Shiva Baby is, without question, one of the best debut films ever. Emma Seligman’s 2020 film is brilliantly funny, wonderfully constructed, and shines just as brightly upon rewatches. So it’s no surprise that in the three years since its release, audiences have impatiently been waiting for her follow-up. Whatever she decided to tackle next was bound to cause excitement, and when it was announced her latest would not only reunite her with her cohort, Rachel Sennott, but bring the now bonafide star, Ayo Edebiri, into a leading role, the bar seemed to have been set exponentially higher. So here we are, upon the release of Bottoms, and I’m here to announce that it’s insane… in all the best ways imaginable.

Part of what makes Shiva Baby feels so enduring is just how scarily realistic it feels. In 80 minutes, Seligman is able to capture universal anxieties through a hyper-specific scenario. With Bottoms, she has taken on the universal experience of emotions running rampant in high school. Except this time, she has funneled it through a lens that is incredibly heightened. From practically the very first scene, the world the characters of Bottoms inhabit is one that feels completely separated from reality. Once more characters and the setting are fully introduced, this sense of heightened reality is tripled down upon. But even so, the struggles and dilemmas Seligman’s characters face are all totally understandable and relatable. Other high school based media that uses a heightened sense of reality only wishes it could be as relatable as a film like this!

Take, for example, a key scene involving Josie (Edebiri). In such a short time, Edebiri has taken the world of film and television by storm. It’s shocking to think that she’s only just beginning her career when she feels so instantly captivating and exciting to see with each new role. Still, this film feels like a star-making vehicle for her. Everybody is now blatantly aware that she’s a comedic force to be reckoned with. Bottoms is no exception to that claim. But it’s in one of the film’s more tender moments that Edebiri is able to shine. The choices she’s making are so subtle that one can’t help but feel the natural emotion built into the very core ideas being presented. As heightened as the comedy is in this film, the real emotions are equally as intense. Bottoms uses its gags and comedy of all kinds not as a crutch, but as a delivery method to address something real.

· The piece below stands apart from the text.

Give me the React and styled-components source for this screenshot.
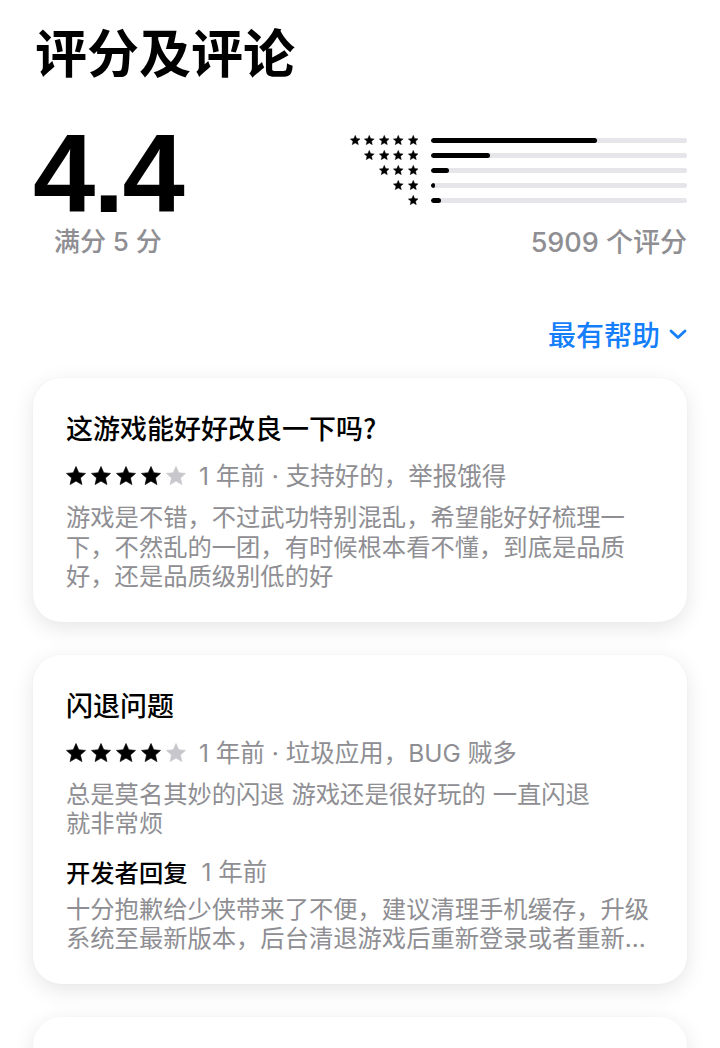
import styled, { createGlobalStyle } from "styled-components";

const GlobalStyle = createGlobalStyle`
  body {
    margin: 0;
    background: #ffffff;
    font-family: "Inter", "Noto Sans CJK SC", sans-serif;
    color: #000000;
  }
`;

const Page = styled.div`
  width: 720px;
  box-sizing: border-box;
  padding: 0 33px 40px;
`;

const Title = styled.h1`
  margin: 0;
  padding-top: 25px;
  padding-left: 2px;
  font-family: "Noto Sans CJK SC", sans-serif;
  font-size: 52px;
  line-height: 52px;
  font-weight: 700;
`;

const RatingRow = styled.div`
  display: flex;
  justify-content: space-between;
  align-items: flex-start;
  margin-top: 44px;
`;

const ScoreBlock = styled.div`
  display: flex;
  flex-direction: column;
  align-items: center;
`;

const BigScore = styled.div`
  font-family: "Liberation Sans", "Inter", sans-serif;
  font-size: 112px;
  line-height: 106px;
  font-weight: 700;
  letter-spacing: -2px;
`;

const GrayText = styled.div`
  color: #8e8e93;
  font-size: ${(p) => p.$size || 26}px;
  line-height: 30px;
  font-weight: ${(p) => p.$weight || 500};
  margin-top: ${(p) => p.$top || 0}px;
`;

const Histogram = styled.div`
  display: flex;
  flex-direction: column;
  align-items: flex-end;
  padding-top: 12px;
`;

const HistRow = styled.div`
  display: flex;
  align-items: center;
  height: 15px;
`;

const SmallStars = styled.div`
  display: flex;
  justify-content: flex-end;
  gap: 4px;
  width: 74px;
`;

const Track = styled.div`
  margin-left: 13px;
  width: 256px;
  height: 5px;
  border-radius: 3px;
  background: #e5e5ea;
  overflow: hidden;
`;

const Fill = styled.div`
  height: 100%;
  border-radius: 3px;
  background: #000000;
`;

const SortRow = styled.div`
  display: flex;
  justify-content: flex-end;
  align-items: center;
  gap: 9px;
  margin-top: 61px;
  color: #157efb;
  font-family: "Noto Sans CJK SC", sans-serif;
  font-size: 28px;
  line-height: 30px;
  font-weight: 500;
`;

const Cards = styled.div`
  display: flex;
  flex-direction: column;
  gap: 33px;
  margin-top: 29px;
`;

const Card = styled.div`
  background: #ffffff;
  border-radius: 28px;
  box-shadow: 0 6px 22px rgba(0, 0, 0, 0.1), 0 0 2px rgba(0, 0, 0, 0.04);
  padding: 33px 33px 30px;
`;

const CardTitle = styled.div`
  font-family: "Noto Sans CJK SC", sans-serif;
  font-size: 27px;
  line-height: 34px;
  font-weight: 500;
`;

const MetaRow = styled.div`
  display: flex;
  align-items: center;
  gap: 13px;
  margin-top: 14px;
  height: 34px;
`;

const CardStars = styled.div`
  display: flex;
  gap: 5px;
`;

const MetaText = styled.span`
  color: #8e8e93;
  font-size: 24.5px;
  line-height: 34px;
`;

const Body = styled.div`
  margin-top: ${(p) => p.$top || 10}px;
  color: #8e8e93;
  font-size: 24.3px;
  line-height: 29.5px;
  white-space: pre-line;
  ${(p) =>
    p.$clamp &&
    `
    display: -webkit-box;
    -webkit-box-orient: vertical;
    -webkit-line-clamp: ${p.$clamp};
    overflow: hidden;
  `}
`;

const ReplyHead = styled.div`
  display: flex;
  align-items: center;
  gap: 14px;
  margin-top: 16px;
  line-height: 34px;
`;

const ReplyLabel = styled.span`
  font-family: "Noto Sans CJK SC", sans-serif;
  font-size: 24.3px;
  font-weight: 500;
`;

const STAR_POINTS =
  "12,0.6 15.3,8.1 23.41,8.89 17.3,14.3 19.05,22.31 12,18.1 4.95,22.31 6.7,14.3 0.59,8.89 8.7,8.1";

function Star({ size, color }) {
  return (
    <svg width={size} height={size} viewBox="0 0 24 24">
      <polygon points={STAR_POINTS} fill={color} strokeLinejoin="round" stroke={color} strokeWidth="0.8" />
    </svg>
  );
}

const distribution = [
  { stars: 5, pct: 65 },
  { stars: 4, pct: 23 },
  { stars: 3, pct: 7 },
  { stars: 2, pct: 1.6 },
  { stars: 1, pct: 4 },
];

const reviews = [
  {
    title: "这游戏能好好改良一下吗?",
    rating: 4,
    meta: "1 年前 · 支持好的，举报饿得",
    body: "游戏是不错，不过武功特别混乱，希望能好好梳理一下，不然乱的一团，有时候根本看不懂，到底是品质好，还是品质级别低的好",
  },
  {
    title: "闪退问题",
    rating: 4,
    meta: "1 年前 · 垃圾应用，BUG 贼多",
    body: "总是莫名其妙的闪退 游戏还是很好玩的 一直闪退\n就非常烦",
    reply:
      "十分抱歉给少侠带来了不便，建议清理手机缓存，升级系统至最新版本，后台清退游戏后重新登录或者重新下载游戏尝试，给您带来的不便敬请谅解。",
  },
  {
    title: "画面很好",
    rating: 5,
    meta: "1 年前 · 江湖少侠",
    body: "画面精致，剧情也不错，就是有点肝。",
  },
];

function CardStarRow({ rating }) {
  return (
    <CardStars>
      {[1, 2, 3, 4, 5].map((n) => (
        <Star key={n} size={20} color={n <= rating ? "#000000" : "#c7c7cc"} />
      ))}
    </CardStars>
  );
}

function App() {
  return (
    <Page>
      <GlobalStyle />
      <Title>评分及评论</Title>

      <RatingRow>
        <ScoreBlock>
          <BigScore>4.4</BigScore>
          <GrayText>满分 5 分</GrayText>
        </ScoreBlock>
        <Histogram>
          {distribution.map((d) => (
            <HistRow key={d.stars}>
              <SmallStars>
                {Array.from({ length: d.stars }).map((_, i) => (
                  <Star key={i} size={10.5} color="#000000" />
                ))}
              </SmallStars>
              <Track>
                <Fill style={{ width: `${d.pct}%` }} />
              </Track>
            </HistRow>
          ))}
          <GrayText $size={27} $top={20}>
            5909 个评分
          </GrayText>
        </Histogram>
      </RatingRow>

      <SortRow>
        最有帮助
        <svg width="18" height="11" viewBox="0 0 18 11">
          <polyline
            points="2,2 9,8.5 16,2"
            fill="none"
            stroke="#157efb"
            strokeWidth="2.8"
            strokeLinecap="round"
            strokeLinejoin="round"
          />
        </svg>
      </SortRow>

      <Cards>
        {reviews.map((r) => (
          <Card key={r.title}>
            <CardTitle>{r.title}</CardTitle>
            <MetaRow>
              <CardStarRow rating={r.rating} />
              <MetaText>{r.meta}</MetaText>
            </MetaRow>
            <Body>{r.body}</Body>
            {r.reply && (
              <>
                <ReplyHead>
                  <ReplyLabel>开发者回复</ReplyLabel>
                  <MetaText>1 年前</MetaText>
                </ReplyHead>
                <Body $top={6} $clamp={2}>
                  {r.reply}
                </Body>
              </>
            )}
          </Card>
        ))}
      </Cards>
    </Page>
  );
}

export default App;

Bottoms is also littered with background gags, both visually and sonically. Throughout the film, the most deranged school announcements imaginable ring through the halls. One in particular exclaims that due to a shortage of funding and textbooks, there will once again be no reading curriculum for the school year. So in a brilliant turn of events, Bottoms solely places its focus on what matters most to high schoolers: their social lives. It’s an obvious statement that taking early education seriously is essential. But to try and really emphasize that to a teenager could prove difficult. So instead, Bottoms takes aim at the thoughts floating through the head of anybody in high school. The struggle to socialize, to break out of one’s comfort zone, to feel talented and applauded for it, to be one of the “cool kids”. Regardless of whether or not some of the things we took seriously in high school are actually important in the long run, in those crucial years, they are. They matter deeply, and to belittle both ourselves and those currently experiencing these worries feels like an exercise in failure. Instead, Seligman focuses solely on these shared experiences, and it works wonders.

As the film comes to an incredibly jarring yet so entertaining close, Bottoms serves as a breath of fresh air to audiences. It’s a film that never takes itself too seriously, but isn’t afraid to bring several layers of emotion to the forefront. Edebiri and Sennott work very well together, and it’s not difficult to imagine seeing more of their antics work in damn near any setting. And excitingly, Seligman proves she can take these really fun, simple-on-the-surface ideas, and turn them into visceral, wildly entertaining films. One can only imagine what she will tackle next with the success of this film. Whichever direction she does decide to go, audiences won’t have to worry: we’ll surely be laughing regardless.

Orion Pictures will release BOTTOMS in select theaters on August 25th.